Другое дело, что подобные высказывания уместнее было бы прочесть в театральных текстах эпохи Мочалова, Щепкина или молодой Ермоловой, а не в 1900-х годах, когда уже были озвучены и концепции Художественного театра, и теории символистского театра, и даже манифесты театров-кабаре, не говоря уже о западных театральных утопиях и практиках. В своих воззрениях на театр Розанов, безусловно, остался в сетях студенческих впечатлений. Здесь сталкиваемся и с «программным» консерватизмом Розанова, и с уже описанным нами несоответствием возраста Розанова и его модернистского окружения, и даже с элементарной негибкостью писательского мышления. Розанов колеблется в определении театра. В статье «Гоголь и его значение для театра» он пишет: «Театр имеет боковое соприкасание с литературою, — но он глубок о самостоятелен, самороден <…>. К сожалению, театр далек от признания этой полной самостоятельности своего значения, и большинство литераторов смотрит на него как на некоторую второстепенную область своего творчества, как на место отдохновения, как на арену похвал себе, как на сферу забав, шутки, веселости» . В некрологе Н. И. Стороженко Розанов вдруг соглашается с мнением «большинства литераторов» и указывает, что театр есть «живейшая часть литературы» . Повторяя одно из высказываний Стороженко, Розанов выглядит поразительно несовременно в 1906 году, когда статья была написана. Есть и еще любопытный пример, как Розанов старотеатральными терминами описывает свои как всегда искренние монархические ощущения: «Царь есть часто носитель великих неудач, т. е. корифей великих хоров трагедий: и мы должны кидаться вслед за ним во всякую трагедию с мыслью, что „погибнем“, но „за лучшее“. Царь — всегда за лучшее» .
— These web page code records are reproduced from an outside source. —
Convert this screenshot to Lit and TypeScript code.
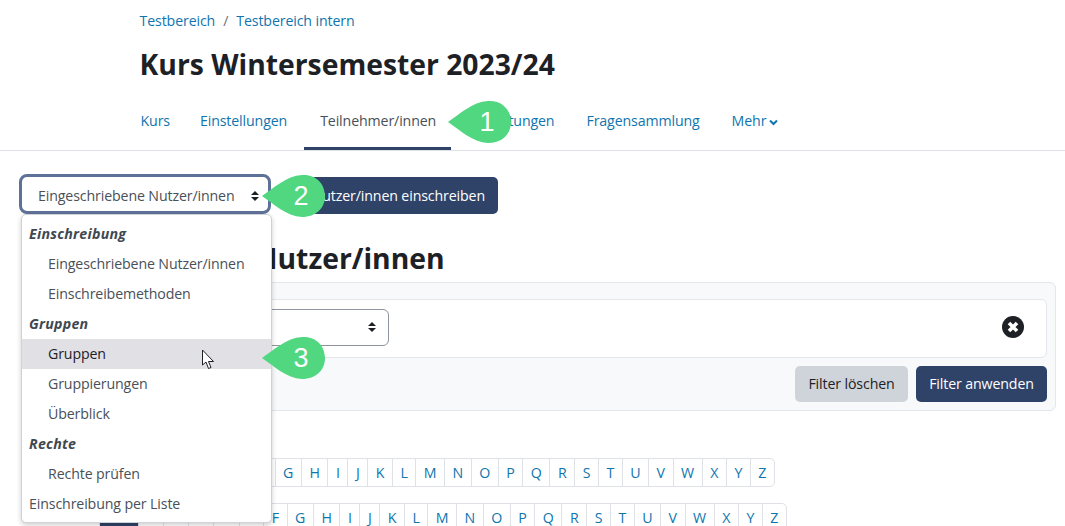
import { LitElement, html, css, svg } from "lit";
import { customElement } from "lit/decorators.js";

const letters = "ABCDEFGHIJKLMNOPQRSTUVWXYZ".split("");

@customElement("app-root")
export class AppRoot extends LitElement {
  static styles = css`
    :host {
      display: block;
      position: relative;
      width: 1065px;
      height: 526px;
      overflow: hidden;
      background: #fff;
      font-family: "Open Sans", "Liberation Sans", sans-serif;
      font-size: 14.2px;
      letter-spacing: -0.13px;
      color: #1d2125;
    }
    a { color: #0f75ae; text-decoration: none; }
    .head { padding: 11px 0 0 139.5px; }
    .crumb { display: flex; gap: 8px; height: 20px; line-height: 20px; color: #6a737b; }
    h1 { margin: 0; font-size: 28.3px; letter-spacing: 0; font-weight: 700; line-height: 38px; padding-top: 14px; height: 38px; }
    .tabs {
      display: flex;
      margin-top: 19px;
      padding-left: 124.5px;
      height: 48px;
      border-bottom: 1px solid #dee2e6;
    }
    .tab { padding: 9px 16px 0; height: 39px; line-height: 20px; }
    .tab.first { padding-right: 14px; }
    .tab.second { padding-right: 17px; }
    .tab.on { color: #495057; border-bottom: 3px solid #2f4369; height: 36px; padding-right: 15px; }
    .tab svg { margin-left: 3px; }
    .bar { display: flex; align-items: flex-end; padding: 23px 0 0 19px; height: 40px; }
    .sel {
      box-sizing: border-box;
      width: 252px; height: 40px;
      border: 3px solid #5e7198;
      border-radius: 8px;
      background: #fff;
      display: flex; align-items: center; justify-content: space-between;
      padding: 3px 9px 0 16px;
      color: #495057;
    }
    .btn {
      background: #2f4369; color: #fff; border-radius: 5px;
      height: 37px; line-height: 37px; padding: 0 13px;
      box-sizing: border-box;
    }
    .enrol { margin-left: 27px; width: 200px; white-space: nowrap; overflow: hidden; display: flex; justify-content: flex-end; }
    h2 { margin: 0; padding: 24px 0 0 23px; height: 38px; line-height: 40px; font-size: 28.3px; letter-spacing: 0; word-spacing: -7px; font-weight: 700; white-space: nowrap; }
    .panel {
      margin: 6px 9px 0 24px;
      box-sizing: border-box;
      height: 129px;
      background: #f8f9fa;
      border: 1px solid #e3e6ea;
      border-radius: 6px;
      padding: 16px 8px 0 4px;
    }
    .inner {
      box-sizing: border-box;
      height: 59px;
      background: #fff;
      border: 1px solid #e3e6ea;
      border-radius: 6px;
      display: flex; align-items: center; justify-content: space-between;
      padding: 0 22px 3px 8px;
    }
    .fsel {
      box-sizing: border-box;
      width: 351px; height: 37px;
      border: 1px solid #8f959e;
      border-radius: 6px;
      background: #fff;
      display: flex; align-items: center; justify-content: flex-end;
      padding-right: 12px;
    }
    .actions { display: flex; justify-content: flex-end; gap: 8px; margin-top: 8px; }
    .actions .btn { height: 36px; line-height: 36px; }
    .muted { background: #ced4da; color: #1d2125; width: 113px; text-align: center; padding: 0; }
    .apply { width: 131px; text-align: center; padding: 0; }
    .row { display: flex; align-items: flex-start; margin-left: 24px; height: 45px; }
    .row.first { margin-top: 47px; }
    .label { width: 63px; flex: none; }
    .row.second .label { width: 75px; }
    .pages { display: flex; border: 1px solid #dee2e6; border-radius: 5px; height: 29px; box-sizing: border-box; background: #fff; }
    .pages a {
      display: block; padding: 0 7.5px; line-height: 27px; font-size: 14.2px; letter-spacing: 0;
      border-left: 1px solid #dee2e6;
    }
    .pages a:first-child { border-left: 0; }
    .pages a.act { background: #2f4369; color: #fff; width: 23px; text-align: center; }
    .menu {
      position: absolute; left: 21px; top: 214px; width: 251px; height: 309px;
      box-sizing: border-box;
      background: #fff;
      border: 1px solid #cfd2d8;
      border-radius: 5px;
      box-shadow: 0 2px 5px rgba(0,0,0,.2);
      padding: 4px 0;
      color: #495057;
      overflow: hidden;
    }
    .menu div { height: 30px; line-height: 30px; padding-left: 26px; white-space: nowrap; }
    .menu div.g { padding-left: 7px; font-weight: 700; font-style: italic; color: #3f4850; letter-spacing: 0.25px; }
    .menu div.t { padding-left: 7px; }
    .menu div.hl { background: #e0e0e5; color: #1d2125; }
    .tear { position: absolute; width: 64px; height: 44px; }
    .tear svg { position: absolute; inset: 0; }
    .tear span {
      position: absolute; left: 22px; right: 8px; top: 0; text-align: center;
      color: #fff; font: 27px/44px "Liberation Sans", sans-serif; letter-spacing: 0;
    }
    .cursor { position: absolute; left: 201px; top: 349px; }
  `;

  tear(n: string, x: number, y: number) {
    return html`<div class="tear" style="left:${x}px;top:${y}px">
      <svg width="64" height="44" viewBox="0 0 64 44"><path d="M0 22 C12 14 24 2 40 1 C54 0 63 10 63 22 C63 34 54 43 40 43 C24 42 12 30 0 22Z" fill="#50d780"/></svg>
      <span>${n}</span>
    </div>`;
  }

  row(cls: string, label: string) {
    return html`<div class="row ${cls}">
      <div class="label">${label}</div>
      <div class="pages">
        <a class="act">Alle</a>
        ${letters.map((l) => html`<a>${l}</a>`)}
      </div>
    </div>`;
  }

  render() {
    const caret = svg`<path d="M4 0 L8 4 H0Z M0 6 H8 L4 10Z" fill="#1d2125"/>`;
    return html`
      <div class="head">
        <div class="crumb"><a>Testbereich</a><span>/</span><a>Testbereich intern</a></div>
        <h1>Kurs Wintersemester 2023/24</h1>
      </div>
      <nav class="tabs">
        <a class="tab first">Kurs</a>
        <a class="tab second">Einstellungen</a>
        <a class="tab on">Teilnehmer/innen</a>
        <a class="tab">Bewertungen</a>
        <a class="tab">Fragensammlung</a>
        <a class="tab">Mehr<svg width="9" height="7" viewBox="0 0 9 7"><path d="M1 1.5 L4.5 5 L8 1.5" fill="none" stroke="#0f75ae" stroke-width="2"/></svg></a>
      </nav>
      <div class="bar">
        <div class="sel"><span>Eingeschriebene Nutzer/innen</span><svg width="8" height="10" viewBox="0 0 8 10">${caret}</svg></div>
        <div class="btn enrol">Nutzer/innen einschreiben</div>
      </div>
      <h2>Eingeschriebene Nutzer/innen</h2>
      <div class="panel">
        <div class="inner">
          <div class="fsel"><svg width="8" height="10" viewBox="0 0 8 10">${caret}</svg></div>
          <svg width="22" height="22" viewBox="0 0 22 22"><circle cx="11" cy="11" r="11" fill="#1d2125"/><path d="M7 7 L15 15 M15 7 L7 15" stroke="#fff" stroke-width="3.6"/></svg>
        </div>
        <div class="actions">
          <div class="btn muted">Filter löschen</div>
          <div class="btn apply">Filter anwenden</div>
        </div>
      </div>
      ${this.row("first", "Vorname")}
      ${this.row("second", "Nachname")}
      <div class="menu">
        <div class="g">Einschreibung</div>
        <div>Eingeschriebene Nutzer/innen</div>
        <div>Einschreibemethoden</div>
        <div class="g">Gruppen</div>
        <div class="hl">Gruppen</div>
        <div>Gruppierungen</div>
        <div>Überblick</div>
        <div class="g">Rechte</div>
        <div>Rechte prüfen</div>
        <div class="t">Einschreibung per Liste</div>
      </div>
      ${this.tear("1", 448, 100)}
      ${this.tear("2", 262, 174)}
      ${this.tear("3", 262, 336)}
      <svg class="cursor" width="16" height="22" viewBox="0 0 16 22"><path d="M1.5 1 V16 L5 13 L7.5 19.5 L10 18.5 L7.5 12.5 H12.5Z" fill="#fff" stroke="#1d2125" stroke-width="1"/></svg>
    `;
  }
}
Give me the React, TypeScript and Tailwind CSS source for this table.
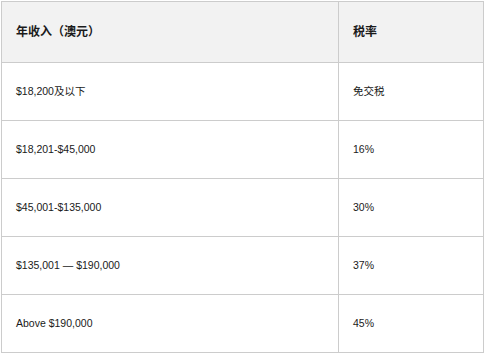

Вопрос не только в естественной «старости» Розанова, речь идет о сознательной установке на «опытность», «зрелость», «умудренность годами». Писатель, начавший писать в 30 лет, а писать активно и много — в 40, все же, согласимся, обладает определенным набором свойств. Часто Розанова можно буквально упрекнуть в преувеличении собственного возраста. В нескольких местах он пишет, что ему 60 лет, в то время как ему всего 54. Возраст он чувствует как свою достопримечательность; в молодой XX век он стар, старше и мудрее всех, если угодно. С 1905 года он физически начинает чувствовать процесс старения — и к периоду опубликования «Опавших листьев», в свои 57 лет, уже ощущает на письме себя близким к естественной, биологической смерти. Сам сбор опавших, уединенных и мимолетных листьев в короба и есть для Розанова предсмертная ревизия своей отцветающей души, опадающей цитатами, хаотично вырванными из контекста еще живого сознания.

При этом нельзя сказать, что статьи Розанова, написанные в XIX веке, искрометны, свежи и молоды. Возьмем, к примеру, работу 1892 года «Цель человеческой жизни» , и мы тут же найдем в 36-летнем, только что начавшем писать Розанове морализм позднего Толстого, благодушие позднего Гоголя, а в каждой десятой строке проглянет бойкое перо «вечномолодого» Крутицкого из пьесы Островского. Розанов постоянно чувствует себя ущемленным, чужим, отставшим во времени. Побывавший в петербургской квартире Розанова Борис Садовской отмечает глубокую провинциальность и старомодность писательского быта, обстановку человека, перенесшего в столичную жизнь уклад патриархальной жизни: «За чайным столом у В. В. дышало провинцией, уездным уютом; казалось, сидишь не в Петербурге, а в Ардатове» .

Розанов и сам готов признать вялость собственных потрясений от театра: «…Уже прошло несколько дней, как я видел „Эдипа“, — и то чрезвычайное волнение, с каким я „широко открыл очи“, пораженный последними строфами трагедии — улеглось. Увы, 49 лет на всем сказываются: на энтузиазме ума, на любопытстве сердца» . Возможно, подобные геронтологические изыскания покажутся излишними, но для Розанова, с его страстью перебирать чужие гардеробы и распахивать донельзя свои, эти наблюдения играют чуть ли не главенствующую роль.

В 1915 (!) году Розанов неожиданно записывает: «Я — самый патетический человек за XIX век. Суть моя» . Розанов целенаправленно культивирует в себе принадлежность к прошлому веку, к эпохе Толстого и Достоевского. Более того, он совершенно сознательно выступает в печати как критик современности с позиций Золотого века русской прозы, религиозно-философского возрождения, начавшегося с поздних славянофилов. Предчувствие Апокалипсиса русской истории произросло отсюда же, из чувства опасения за новую культуру.